>> Begin

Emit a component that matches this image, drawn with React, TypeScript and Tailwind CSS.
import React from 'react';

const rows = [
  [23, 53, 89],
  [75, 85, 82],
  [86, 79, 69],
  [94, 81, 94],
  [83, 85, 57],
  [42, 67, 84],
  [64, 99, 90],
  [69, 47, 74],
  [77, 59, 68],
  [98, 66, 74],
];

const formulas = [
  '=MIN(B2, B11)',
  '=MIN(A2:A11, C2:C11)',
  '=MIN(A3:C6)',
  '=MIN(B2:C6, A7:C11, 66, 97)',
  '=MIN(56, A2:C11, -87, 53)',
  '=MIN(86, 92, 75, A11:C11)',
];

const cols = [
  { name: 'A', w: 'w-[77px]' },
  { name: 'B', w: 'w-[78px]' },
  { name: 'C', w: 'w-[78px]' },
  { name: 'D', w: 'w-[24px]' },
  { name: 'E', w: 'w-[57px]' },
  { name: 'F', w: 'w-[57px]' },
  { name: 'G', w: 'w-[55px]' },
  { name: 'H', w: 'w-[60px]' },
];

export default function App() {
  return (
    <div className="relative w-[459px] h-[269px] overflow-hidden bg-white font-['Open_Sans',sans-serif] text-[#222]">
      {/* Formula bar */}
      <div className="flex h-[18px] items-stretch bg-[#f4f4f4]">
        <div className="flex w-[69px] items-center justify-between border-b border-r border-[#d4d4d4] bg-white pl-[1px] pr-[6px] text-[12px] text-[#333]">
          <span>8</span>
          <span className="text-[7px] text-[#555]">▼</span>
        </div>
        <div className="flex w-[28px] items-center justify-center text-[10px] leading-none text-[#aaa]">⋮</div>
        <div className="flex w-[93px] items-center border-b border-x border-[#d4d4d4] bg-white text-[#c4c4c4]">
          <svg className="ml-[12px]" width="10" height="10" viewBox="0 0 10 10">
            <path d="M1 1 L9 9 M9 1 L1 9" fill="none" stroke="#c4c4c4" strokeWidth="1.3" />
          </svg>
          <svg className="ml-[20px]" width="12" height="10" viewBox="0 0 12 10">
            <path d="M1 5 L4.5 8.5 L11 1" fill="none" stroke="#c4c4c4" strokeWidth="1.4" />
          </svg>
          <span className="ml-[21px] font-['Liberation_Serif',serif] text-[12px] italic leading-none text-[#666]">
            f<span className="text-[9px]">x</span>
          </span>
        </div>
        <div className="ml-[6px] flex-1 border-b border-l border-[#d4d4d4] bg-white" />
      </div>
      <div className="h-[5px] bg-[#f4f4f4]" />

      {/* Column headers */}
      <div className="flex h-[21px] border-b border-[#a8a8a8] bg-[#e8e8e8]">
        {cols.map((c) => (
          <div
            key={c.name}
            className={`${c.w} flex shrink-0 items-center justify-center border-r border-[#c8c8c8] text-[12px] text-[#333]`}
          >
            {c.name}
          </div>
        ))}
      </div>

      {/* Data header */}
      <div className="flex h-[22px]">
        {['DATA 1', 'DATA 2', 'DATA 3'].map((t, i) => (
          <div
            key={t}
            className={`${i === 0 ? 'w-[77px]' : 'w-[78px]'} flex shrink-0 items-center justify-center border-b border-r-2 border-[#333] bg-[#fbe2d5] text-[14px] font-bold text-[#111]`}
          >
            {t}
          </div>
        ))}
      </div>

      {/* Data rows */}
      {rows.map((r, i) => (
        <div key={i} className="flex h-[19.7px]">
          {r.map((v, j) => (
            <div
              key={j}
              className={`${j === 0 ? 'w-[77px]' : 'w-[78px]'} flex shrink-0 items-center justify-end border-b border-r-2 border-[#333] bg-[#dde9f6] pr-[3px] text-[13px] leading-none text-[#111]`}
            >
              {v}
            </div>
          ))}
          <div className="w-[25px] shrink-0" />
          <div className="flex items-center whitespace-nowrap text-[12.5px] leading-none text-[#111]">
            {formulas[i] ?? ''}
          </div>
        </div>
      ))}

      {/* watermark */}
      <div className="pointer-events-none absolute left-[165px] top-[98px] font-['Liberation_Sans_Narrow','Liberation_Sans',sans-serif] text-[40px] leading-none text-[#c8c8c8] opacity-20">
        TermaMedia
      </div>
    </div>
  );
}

>> End

Copy out all of the data exactly, leaving nothing out.

■ **FINISHED TASK**:
Emit a component that matches this image, drawn with React, TypeScript and Tailwind CSS.
import React from 'react';

const rows = [
  [23, 53, 89],
  [75, 85, 82],
  [86, 79, 69],
  [94, 81, 94],
  [83, 85, 57],
  [42, 67, 84],
  [64, 99, 90],
  [69, 47, 74],
  [77, 59, 68],
  [98, 66, 74],
];

const formulas = [
  '=MIN(B2, B11)',
  '=MIN(A2:A11, C2:C11)',
  '=MIN(A3:C6)',
  '=MIN(B2:C6, A7:C11, 66, 97)',
  '=MIN(56, A2:C11, -87, 53)',
  '=MIN(86, 92, 75, A11:C11)',
];

const cols = [
  { name: 'A', w: 'w-[77px]' },
  { name: 'B', w: 'w-[78px]' },
  { name: 'C', w: 'w-[78px]' },
  { name: 'D', w: 'w-[24px]' },
  { name: 'E', w: 'w-[57px]' },
  { name: 'F', w: 'w-[57px]' },
  { name: 'G', w: 'w-[55px]' },
  { name: 'H', w: 'w-[60px]' },
];

export default function App() {
  return (
    <div className="relative w-[459px] h-[269px] overflow-hidden bg-white font-['Open_Sans',sans-serif] text-[#222]">
      {/* Formula bar */}
      <div className="flex h-[18px] items-stretch bg-[#f4f4f4]">
        <div className="flex w-[69px] items-center justify-between border-b border-r border-[#d4d4d4] bg-white pl-[1px] pr-[6px] text-[12px] text-[#333]">
          <span>8</span>
          <span className="text-[7px] text-[#555]">▼</span>
        </div>
        <div className="flex w-[28px] items-center justify-center text-[10px] leading-none text-[#aaa]">⋮</div>
        <div className="flex w-[93px] items-center border-b border-x border-[#d4d4d4] bg-white text-[#c4c4c4]">
          <svg className="ml-[12px]" width="10" height="10" viewBox="0 0 10 10">
            <path d="M1 1 L9 9 M9 1 L1 9" fill="none" stroke="#c4c4c4" strokeWidth="1.3" />
          </svg>
          <svg className="ml-[20px]" width="12" height="10" viewBox="0 0 12 10">
            <path d="M1 5 L4.5 8.5 L11 1" fill="none" stroke="#c4c4c4" strokeWidth="1.4" />
          </svg>
          <span className="ml-[21px] font-['Liberation_Serif',serif] text-[12px] italic leading-none text-[#666]">
            f<span className="text-[9px]">x</span>
          </span>
        </div>
        <div className="ml-[6px] flex-1 border-b border-l border-[#d4d4d4] bg-white" />
      </div>
      <div className="h-[5px] bg-[#f4f4f4]" />

      {/* Column headers */}
      <div className="flex h-[21px] border-b border-[#a8a8a8] bg-[#e8e8e8]">
        {cols.map((c) => (
          <div
            key={c.name}
            className={`${c.w} flex shrink-0 items-center justify-center border-r border-[#c8c8c8] text-[12px] text-[#333]`}
          >
            {c.name}
          </div>
        ))}
      </div>

      {/* Data header */}
      <div className="flex h-[22px]">
        {['DATA 1', 'DATA 2', 'DATA 3'].map((t, i) => (
          <div
            key={t}
            className={`${i === 0 ? 'w-[77px]' : 'w-[78px]'} flex shrink-0 items-center justify-center border-b border-r-2 border-[#333] bg-[#fbe2d5] text-[14px] font-bold text-[#111]`}
          >
            {t}
          </div>
        ))}
      </div>

      {/* Data rows */}
      {rows.map((r, i) => (
        <div key={i} className="flex h-[19.7px]">
          {r.map((v, j) => (
            <div
              key={j}
              className={`${j === 0 ? 'w-[77px]' : 'w-[78px]'} flex shrink-0 items-center justify-end border-b border-r-2 border-[#333] bg-[#dde9f6] pr-[3px] text-[13px] leading-none text-[#111]`}
            >
              {v}
            </div>
          ))}
          <div className="w-[25px] shrink-0" />
          <div className="flex items-center whitespace-nowrap text-[12.5px] leading-none text-[#111]">
            {formulas[i] ?? ''}
          </div>
        </div>
      ))}

      {/* watermark */}
      <div className="pointer-events-none absolute left-[165px] top-[98px] font-['Liberation_Sans_Narrow','Liberation_Sans',sans-serif] text-[40px] leading-none text-[#c8c8c8] opacity-20">
        TermaMedia
      </div>
    </div>
  );
}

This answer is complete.